Stated goal
Repeat the listing exactly as given, omitting every image.

Raw data

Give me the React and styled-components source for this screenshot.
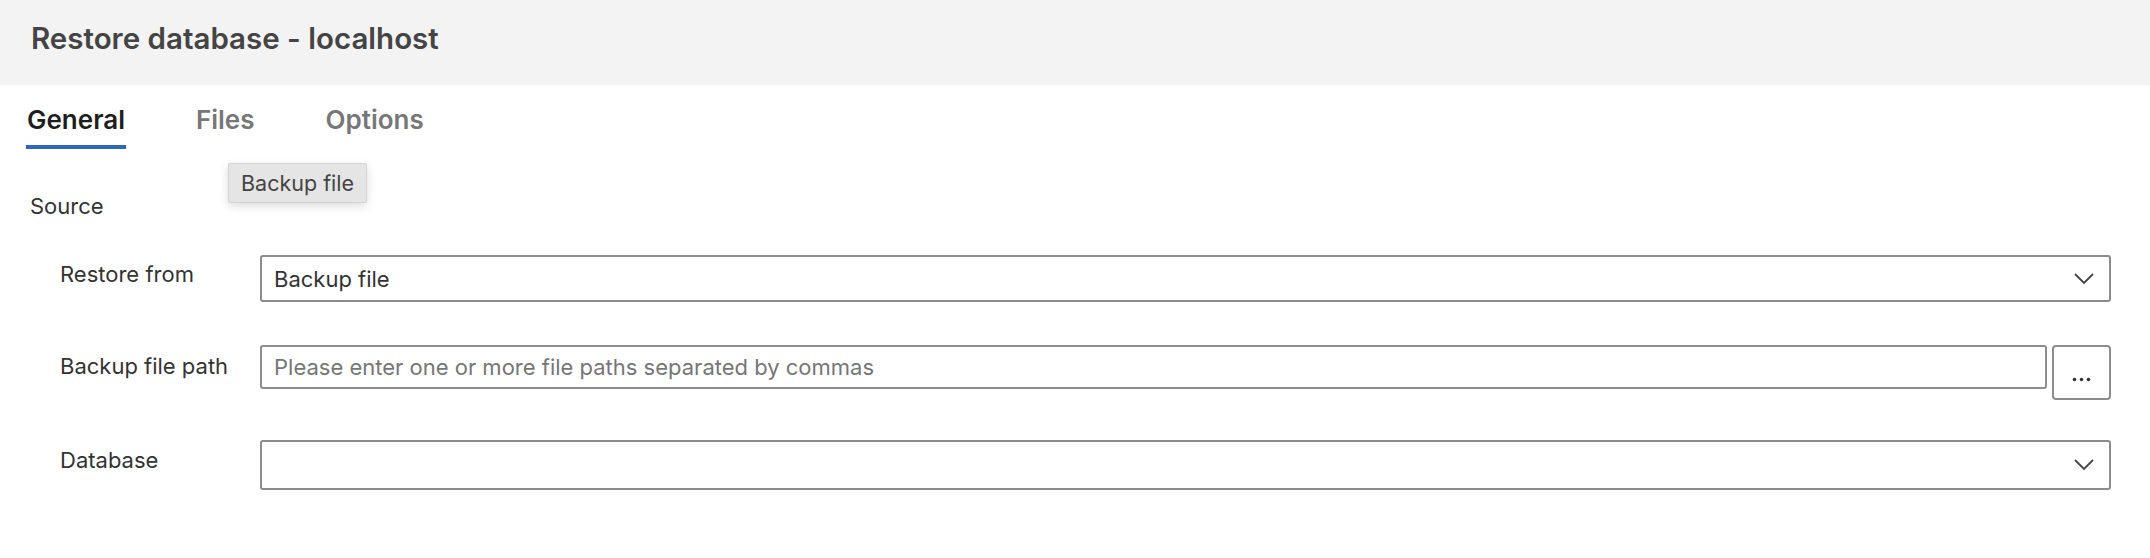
import React from 'react'
import styled, { createGlobalStyle } from 'styled-components'

const GlobalStyle = createGlobalStyle`
	html, body {
		margin: 0;
		padding: 0;
		background: #ffffff;
		font-family: 'Inter', 'Noto Sans', sans-serif;
		color: #333333;
	}
`

const Page = styled.div`
	position: relative;
	width: 2150px;
	height: 558px;
	overflow: hidden;
	background: #ffffff;
`

const Header = styled.div`
	height: 85px;
	background: #f3f3f3;
	display: flex;
	align-items: center;
	padding-left: 31px;
	padding-bottom: 10px;
	box-sizing: border-box;
	font-size: 29.5px;
	font-weight: 600;
	color: #444444;
`

const TabBar = styled.div`
	display: flex;
	gap: 69px;
	padding: 19px 0 0 26px;
`

const Tab = styled.div`
	font-size: 26px;
	font-weight: 600;
	line-height: 32px;
	color: ${(p) => (p.active ? '#1e1e1e' : '#777777')};
	padding: 0 1px 9px;
	border-bottom: 4px solid ${(p) => (p.active ? '#3068c0' : 'transparent')};
`

const Body = styled.div`
	padding: 44px 39px 0 30px;
`

const SectionTitle = styled.div`
	font-size: 22px;
	color: #333333;
	margin-bottom: 36px;
`

const Rows = styled.div`
	display: flex;
	flex-direction: column;
	padding-left: 30px;
`

const Row = styled.div`
	display: grid;
	grid-template-columns: 200px 1fr;
	align-items: start;
	margin-bottom: ${(p) => p.gap || 0}px;
`

const Label = styled.div`
	font-size: 22px;
	line-height: 27px;
	color: #333333;
	padding-top: ${(p) => p.offset || 8}px;
`

const Select = styled.div`
	height: ${(p) => p.h || 47}px;
	box-sizing: border-box;
	border: 2px solid #8c8c8c;
	border-radius: 3px;
	display: flex;
	align-items: center;
	justify-content: space-between;
	padding: 0 15px 0 12px;
	font-size: 22px;
	color: #333333;
`

const PathGroup = styled.div`
	display: flex;
	gap: 5px;
	align-items: flex-start;
`

const PathInput = styled.div`
	flex: 1;
	height: 44px;
	box-sizing: border-box;
	border: 2px solid #8c8c8c;
	border-radius: 3px;
	display: flex;
	align-items: center;
	padding-left: 12px;
	font-size: 22px;
	color: #767676;
`

const BrowseButton = styled.div`
	width: 59px;
	height: 55px;
	box-sizing: border-box;
	border: 2px solid #8c8c8c;
	border-radius: 4px;
	display: flex;
	align-items: center;
	justify-content: center;
	padding-top: 14px;
`

const Tooltip = styled.div`
	position: absolute;
	left: 228px;
	top: 163px;
	height: 40px;
	padding: 0 12px;
	box-sizing: border-box;
	display: flex;
	align-items: center;
	background: #e5e5e5;
	border: 1px solid #d2d2d2;
	border-radius: 2px;
	box-shadow: 0 3px 10px rgba(0, 0, 0, 0.14);
	font-size: 21.5px;
	color: #444444;
`

const Chevron = () => (
	<svg width='20' height='12' viewBox='0 0 20 12' fill='none'>
		<path d='M1 1 L10 10 L19 1' stroke='#444' strokeWidth='1.8' />
	</svg>
)

const Dots = () => (
	<svg width='19' height='5' viewBox='0 0 19 5'>
		<circle cx='2.5' cy='2.5' r='1.8' fill='#333' />
		<circle cx='9.5' cy='2.5' r='1.8' fill='#333' />
		<circle cx='16.5' cy='2.5' r='1.8' fill='#333' />
	</svg>
)

const App = () => {
	return (
		<Page>
			<GlobalStyle />
			<Header>Restore database - localhost</Header>
			<TabBar>
				<Tab active>General</Tab>
				<Tab>Files</Tab>
				<Tab>Options</Tab>
			</TabBar>
			<Body>
				<SectionTitle>Source</SectionTitle>
				<Rows>
					<Row gap={43}>
						<Label offset={6}>Restore from</Label>
						<Select>
							<span>Backup file</span>
							<Chevron />
						</Select>
					</Row>
					<Row gap={40}>
						<Label offset={8}>Backup file path</Label>
						<PathGroup>
							<PathInput>Please enter one or more file paths separated by commas</PathInput>
							<BrowseButton>
								<Dots />
							</BrowseButton>
						</PathGroup>
					</Row>
					<Row>
						<Label offset={7}>Database</Label>
						<Select h={50}>
							<span />
							<Chevron />
						</Select>
					</Row>
				</Rows>
			</Body>
			<Tooltip>Backup file</Tooltip>
		</Page>
	)
}

export default App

Result of the task
Give me the React and styled-components source for this screenshot.
import React from 'react'
import styled, { createGlobalStyle } from 'styled-components'

const GlobalStyle = createGlobalStyle`
	html, body {
		margin: 0;
		padding: 0;
		background: #ffffff;
		font-family: 'Inter', 'Noto Sans', sans-serif;
		color: #333333;
	}
`

const Page = styled.div`
	position: relative;
	width: 2150px;
	height: 558px;
	overflow: hidden;
	background: #ffffff;
`

const Header = styled.div`
	height: 85px;
	background: #f3f3f3;
	display: flex;
	align-items: center;
	padding-left: 31px;
	padding-bottom: 10px;
	box-sizing: border-box;
	font-size: 29.5px;
	font-weight: 600;
	color: #444444;
`

const TabBar = styled.div`
	display: flex;
	gap: 69px;
	padding: 19px 0 0 26px;
`

const Tab = styled.div`
	font-size: 26px;
	font-weight: 600;
	line-height: 32px;
	color: ${(p) => (p.active ? '#1e1e1e' : '#777777')};
	padding: 0 1px 9px;
	border-bottom: 4px solid ${(p) => (p.active ? '#3068c0' : 'transparent')};
`

const Body = styled.div`
	padding: 44px 39px 0 30px;
`

const SectionTitle = styled.div`
	font-size: 22px;
	color: #333333;
	margin-bottom: 36px;
`

const Rows = styled.div`
	display: flex;
	flex-direction: column;
	padding-left: 30px;
`

const Row = styled.div`
	display: grid;
	grid-template-columns: 200px 1fr;
	align-items: start;
	margin-bottom: ${(p) => p.gap || 0}px;
`

const Label = styled.div`
	font-size: 22px;
	line-height: 27px;
	color: #333333;
	padding-top: ${(p) => p.offset || 8}px;
`

const Select = styled.div`
	height: ${(p) => p.h || 47}px;
	box-sizing: border-box;
	border: 2px solid #8c8c8c;
	border-radius: 3px;
	display: flex;
	align-items: center;
	justify-content: space-between;
	padding: 0 15px 0 12px;
	font-size: 22px;
	color: #333333;
`

const PathGroup = styled.div`
	display: flex;
	gap: 5px;
	align-items: flex-start;
`

const PathInput = styled.div`
	flex: 1;
	height: 44px;
	box-sizing: border-box;
	border: 2px solid #8c8c8c;
	border-radius: 3px;
	display: flex;
	align-items: center;
	padding-left: 12px;
	font-size: 22px;
	color: #767676;
`

const BrowseButton = styled.div`
	width: 59px;
	height: 55px;
	box-sizing: border-box;
	border: 2px solid #8c8c8c;
	border-radius: 4px;
	display: flex;
	align-items: center;
	justify-content: center;
	padding-top: 14px;
`

const Tooltip = styled.div`
	position: absolute;
	left: 228px;
	top: 163px;
	height: 40px;
	padding: 0 12px;
	box-sizing: border-box;
	display: flex;
	align-items: center;
	background: #e5e5e5;
	border: 1px solid #d2d2d2;
	border-radius: 2px;
	box-shadow: 0 3px 10px rgba(0, 0, 0, 0.14);
	font-size: 21.5px;
	color: #444444;
`

const Chevron = () => (
	<svg width='20' height='12' viewBox='0 0 20 12' fill='none'>
		<path d='M1 1 L10 10 L19 1' stroke='#444' strokeWidth='1.8' />
	</svg>
)

const Dots = () => (
	<svg width='19' height='5' viewBox='0 0 19 5'>
		<circle cx='2.5' cy='2.5' r='1.8' fill='#333' />
		<circle cx='9.5' cy='2.5' r='1.8' fill='#333' />
		<circle cx='16.5' cy='2.5' r='1.8' fill='#333' />
	</svg>
)

const App = () => {
	return (
		<Page>
			<GlobalStyle />
			<Header>Restore database - localhost</Header>
			<TabBar>
				<Tab active>General</Tab>
				<Tab>Files</Tab>
				<Tab>Options</Tab>
			</TabBar>
			<Body>
				<SectionTitle>Source</SectionTitle>
				<Rows>
					<Row gap={43}>
						<Label offset={6}>Restore from</Label>
						<Select>
							<span>Backup file</span>
							<Chevron />
						</Select>
					</Row>
					<Row gap={40}>
						<Label offset={8}>Backup file path</Label>
						<PathGroup>
							<PathInput>Please enter one or more file paths separated by commas</PathInput>
							<BrowseButton>
								<Dots />
							</BrowseButton>
						</PathGroup>
					</Row>
					<Row>
						<Label offset={7}>Database</Label>
						<Select h={50}>
							<span />
							<Chevron />
						</Select>
					</Row>
				</Rows>
			</Body>
			<Tooltip>Backup file</Tooltip>
		</Page>
	)
}

export default App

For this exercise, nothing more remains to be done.